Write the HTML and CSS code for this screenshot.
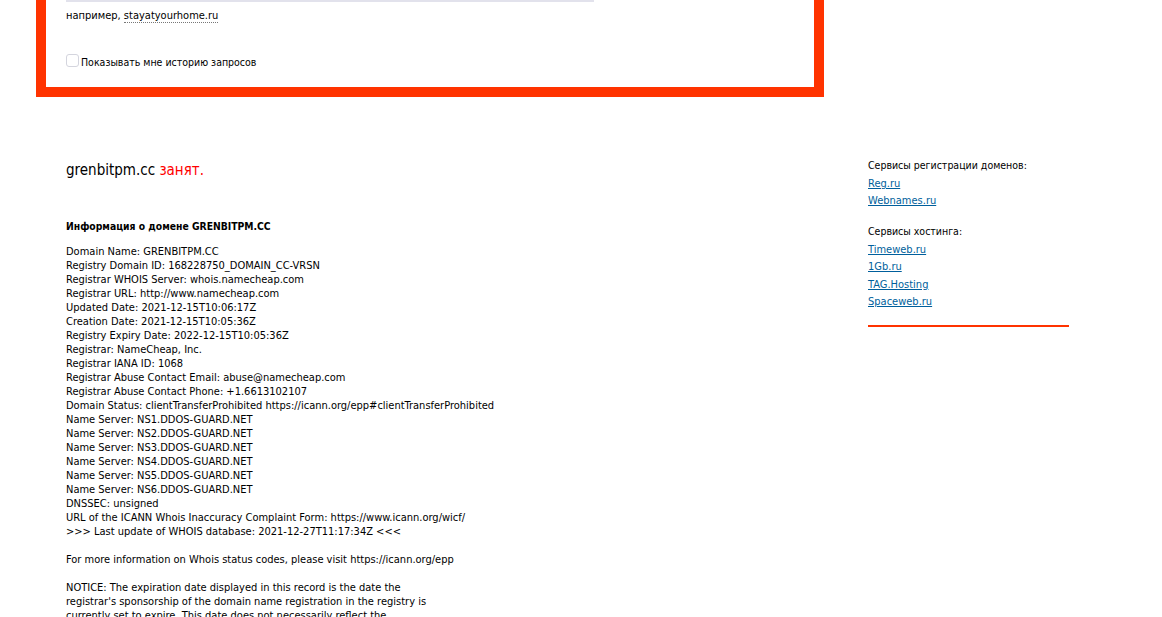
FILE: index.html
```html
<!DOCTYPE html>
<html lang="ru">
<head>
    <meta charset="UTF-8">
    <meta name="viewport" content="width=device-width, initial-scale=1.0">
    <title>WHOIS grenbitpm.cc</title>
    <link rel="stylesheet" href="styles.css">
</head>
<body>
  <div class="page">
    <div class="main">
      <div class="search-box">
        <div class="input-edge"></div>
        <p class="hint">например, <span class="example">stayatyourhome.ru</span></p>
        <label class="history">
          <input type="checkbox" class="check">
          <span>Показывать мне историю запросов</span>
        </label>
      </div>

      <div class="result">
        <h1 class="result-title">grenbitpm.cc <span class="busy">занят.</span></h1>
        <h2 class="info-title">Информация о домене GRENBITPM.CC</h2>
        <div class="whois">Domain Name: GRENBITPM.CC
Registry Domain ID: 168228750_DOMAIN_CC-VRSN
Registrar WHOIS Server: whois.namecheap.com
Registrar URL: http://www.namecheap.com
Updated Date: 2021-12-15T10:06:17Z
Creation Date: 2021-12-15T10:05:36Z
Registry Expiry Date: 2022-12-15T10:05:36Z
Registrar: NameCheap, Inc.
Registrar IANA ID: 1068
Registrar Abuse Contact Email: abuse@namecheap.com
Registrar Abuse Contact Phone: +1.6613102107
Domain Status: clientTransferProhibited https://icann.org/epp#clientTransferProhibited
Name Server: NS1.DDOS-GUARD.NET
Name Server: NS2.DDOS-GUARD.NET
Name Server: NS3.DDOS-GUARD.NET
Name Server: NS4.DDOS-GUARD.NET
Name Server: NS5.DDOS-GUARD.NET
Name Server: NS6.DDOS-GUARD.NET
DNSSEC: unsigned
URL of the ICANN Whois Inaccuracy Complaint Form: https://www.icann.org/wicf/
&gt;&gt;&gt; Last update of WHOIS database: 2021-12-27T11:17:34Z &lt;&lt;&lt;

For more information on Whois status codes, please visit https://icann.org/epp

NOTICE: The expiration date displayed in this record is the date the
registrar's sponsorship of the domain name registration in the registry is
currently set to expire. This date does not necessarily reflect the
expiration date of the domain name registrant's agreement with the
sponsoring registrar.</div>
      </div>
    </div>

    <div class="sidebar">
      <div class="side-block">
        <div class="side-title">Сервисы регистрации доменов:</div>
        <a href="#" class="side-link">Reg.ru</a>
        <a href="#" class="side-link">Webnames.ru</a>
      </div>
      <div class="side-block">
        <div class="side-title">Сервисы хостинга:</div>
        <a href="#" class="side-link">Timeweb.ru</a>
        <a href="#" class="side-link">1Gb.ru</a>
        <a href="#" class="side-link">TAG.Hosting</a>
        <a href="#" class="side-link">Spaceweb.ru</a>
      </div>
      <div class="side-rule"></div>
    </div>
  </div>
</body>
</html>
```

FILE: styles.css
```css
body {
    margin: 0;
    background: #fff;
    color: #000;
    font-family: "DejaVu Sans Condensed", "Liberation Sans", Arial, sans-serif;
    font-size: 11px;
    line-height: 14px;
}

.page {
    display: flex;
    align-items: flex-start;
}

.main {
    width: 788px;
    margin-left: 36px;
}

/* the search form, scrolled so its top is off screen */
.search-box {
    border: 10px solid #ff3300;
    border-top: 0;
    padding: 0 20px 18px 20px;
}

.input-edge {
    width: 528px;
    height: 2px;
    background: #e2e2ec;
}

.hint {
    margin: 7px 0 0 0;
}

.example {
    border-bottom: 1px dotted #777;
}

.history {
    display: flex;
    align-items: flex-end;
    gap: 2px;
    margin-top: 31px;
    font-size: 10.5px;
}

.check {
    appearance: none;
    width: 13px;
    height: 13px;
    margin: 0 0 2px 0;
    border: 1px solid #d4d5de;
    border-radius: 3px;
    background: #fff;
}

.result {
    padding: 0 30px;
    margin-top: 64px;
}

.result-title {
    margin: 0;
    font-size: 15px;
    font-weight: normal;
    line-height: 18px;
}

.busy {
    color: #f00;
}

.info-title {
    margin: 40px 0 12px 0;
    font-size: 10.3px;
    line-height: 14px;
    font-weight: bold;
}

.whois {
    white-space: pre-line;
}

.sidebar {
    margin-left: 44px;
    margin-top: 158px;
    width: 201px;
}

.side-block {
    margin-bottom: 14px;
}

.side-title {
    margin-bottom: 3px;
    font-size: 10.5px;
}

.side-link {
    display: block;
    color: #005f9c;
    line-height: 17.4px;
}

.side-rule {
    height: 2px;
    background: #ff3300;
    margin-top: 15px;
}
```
- - - - -
■ **WRITTEN TASK**: Exclude the pictures. Write out the remaining data exactly.

■ **SOLUTION BELOW**:
Write the HTML and CSS code for this screenshot.
FILE: index.html
```html
<!DOCTYPE html>
<html lang="ru">
<head>
    <meta charset="UTF-8">
    <meta name="viewport" content="width=device-width, initial-scale=1.0">
    <title>WHOIS grenbitpm.cc</title>
    <link rel="stylesheet" href="styles.css">
</head>
<body>
  <div class="page">
    <div class="main">
      <div class="search-box">
        <div class="input-edge"></div>
        <p class="hint">например, <span class="example">stayatyourhome.ru</span></p>
        <label class="history">
          <input type="checkbox" class="check">
          <span>Показывать мне историю запросов</span>
        </label>
      </div>

      <div class="result">
        <h1 class="result-title">grenbitpm.cc <span class="busy">занят.</span></h1>
        <h2 class="info-title">Информация о домене GRENBITPM.CC</h2>
        <div class="whois">Domain Name: GRENBITPM.CC
Registry Domain ID: 168228750_DOMAIN_CC-VRSN
Registrar WHOIS Server: whois.namecheap.com
Registrar URL: http://www.namecheap.com
Updated Date: 2021-12-15T10:06:17Z
Creation Date: 2021-12-15T10:05:36Z
Registry Expiry Date: 2022-12-15T10:05:36Z
Registrar: NameCheap, Inc.
Registrar IANA ID: 1068
Registrar Abuse Contact Email: abuse@namecheap.com
Registrar Abuse Contact Phone: +1.6613102107
Domain Status: clientTransferProhibited https://icann.org/epp#clientTransferProhibited
Name Server: NS1.DDOS-GUARD.NET
Name Server: NS2.DDOS-GUARD.NET
Name Server: NS3.DDOS-GUARD.NET
Name Server: NS4.DDOS-GUARD.NET
Name Server: NS5.DDOS-GUARD.NET
Name Server: NS6.DDOS-GUARD.NET
DNSSEC: unsigned
URL of the ICANN Whois Inaccuracy Complaint Form: https://www.icann.org/wicf/
&gt;&gt;&gt; Last update of WHOIS database: 2021-12-27T11:17:34Z &lt;&lt;&lt;

For more information on Whois status codes, please visit https://icann.org/epp

NOTICE: The expiration date displayed in this record is the date the
registrar's sponsorship of the domain name registration in the registry is
currently set to expire. This date does not necessarily reflect the
expiration date of the domain name registrant's agreement with the
sponsoring registrar.</div>
      </div>
    </div>

    <div class="sidebar">
      <div class="side-block">
        <div class="side-title">Сервисы регистрации доменов:</div>
        <a href="#" class="side-link">Reg.ru</a>
        <a href="#" class="side-link">Webnames.ru</a>
      </div>
      <div class="side-block">
        <div class="side-title">Сервисы хостинга:</div>
        <a href="#" class="side-link">Timeweb.ru</a>
        <a href="#" class="side-link">1Gb.ru</a>
        <a href="#" class="side-link">TAG.Hosting</a>
        <a href="#" class="side-link">Spaceweb.ru</a>
      </div>
      <div class="side-rule"></div>
    </div>
  </div>
</body>
</html>
```

FILE: styles.css
```css
body {
    margin: 0;
    background: #fff;
    color: #000;
    font-family: "DejaVu Sans Condensed", "Liberation Sans", Arial, sans-serif;
    font-size: 11px;
    line-height: 14px;
}

.page {
    display: flex;
    align-items: flex-start;
}

.main {
    width: 788px;
    margin-left: 36px;
}

/* the search form, scrolled so its top is off screen */
.search-box {
    border: 10px solid #ff3300;
    border-top: 0;
    padding: 0 20px 18px 20px;
}

.input-edge {
    width: 528px;
    height: 2px;
    background: #e2e2ec;
}

.hint {
    margin: 7px 0 0 0;
}

.example {
    border-bottom: 1px dotted #777;
}

.history {
    display: flex;
    align-items: flex-end;
    gap: 2px;
    margin-top: 31px;
    font-size: 10.5px;
}

.check {
    appearance: none;
    width: 13px;
    height: 13px;
    margin: 0 0 2px 0;
    border: 1px solid #d4d5de;
    border-radius: 3px;
    background: #fff;
}

.result {
    padding: 0 30px;
    margin-top: 64px;
}

.result-title {
    margin: 0;
    font-size: 15px;
    font-weight: normal;
    line-height: 18px;
}

.busy {
    color: #f00;
}

.info-title {
    margin: 40px 0 12px 0;
    font-size: 10.3px;
    line-height: 14px;
    font-weight: bold;
}

.whois {
    white-space: pre-line;
}

.sidebar {
    margin-left: 44px;
    margin-top: 158px;
    width: 201px;
}

.side-block {
    margin-bottom: 14px;
}

.side-title {
    margin-bottom: 3px;
    font-size: 10.5px;
}

.side-link {
    display: block;
    color: #005f9c;
    line-height: 17.4px;
}

.side-rule {
    height: 2px;
    background: #ff3300;
    margin-top: 15px;
}
```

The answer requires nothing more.